The Church is clear that there is no new revelation from God needed since the
last time one of the twelve apostles gave the word of God. The Bible
itself says that all truth has been given in Jesus.
“Throughout the ages, there have been so-called ‘private’ revelations, some of
which have been recognized by the authority of the Church. They do not belong,
however, to the deposit of faith. It is not their role to improve or complete
Christ’s definitive Revelation…. The Christian faith cannot accept ‘revelations’
that claim to surpass or correct the Revelation of which Christ is the
fulfilment, as is the case in certain non-Christian religions and also in
certain recent sects which base themselves on such ‘revelations’.” (CCC 67).
This makes no sense. It is like saying you can believe the doctor on Thursday
but you don’t have to believe what he says on a Friday.
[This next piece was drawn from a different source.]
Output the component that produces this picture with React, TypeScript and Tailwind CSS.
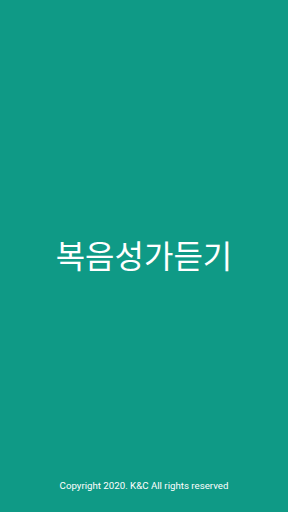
export default function App() {
  return (
    <div className="w-[288px] h-[512px] bg-[#0f9a86] flex flex-col items-center text-white" style={{ fontFamily: 'Roboto, "Noto Sans CJK KR", sans-serif' }}>
      <div className="flex-1 flex items-center justify-center pt-[26px]">
        <span className="text-[32px] leading-none" style={{ fontFamily: '"Noto Sans CJK KR", sans-serif' }}>복음성가듣기</span>
      </div>
      <div className="text-[9.7px] leading-none pb-[21px]">Copyright 2020. K&amp;C All rights reserved</div>
    </div>
  );
}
It is though that lots of different groups report miracles or supernatural
events and that they have no problem finding the academics and scientists to
authenticate them. If so, then why should we believe in the Catholic Church just
because a few eminent doctors say that miracles have happened and ignore say the
Christian Science movement which reports miraculous mind cures verified by very
intelligent and reliable people?
Religion stresses the miracles of the past when the ones of the present and the
future should have more weight because they have been examined by more
knowledgeable people and tested by our good scientific developments. To believe
that a woman has been cured at Knock this year according to doctors is better
than to believe that Jesus rose from the dead two thousand years ago. That is
why the Catholic Church which claims the best verified extra-biblical miracles
cannot make sense when it says we do not have to believe in these miracles but
have to believe in the miracles spoken of in the Old and New Testaments.
The Church has to make belief in the extra-biblicals optional for it stakes its
infallibility on the claim that what the apostles taught cannot be added to. It
is certain however that modern miracles refute that claim though the miracles
often deny it for a modern miracle is more convincing than anything just
scribbled in some old papyrus two thousand years ago.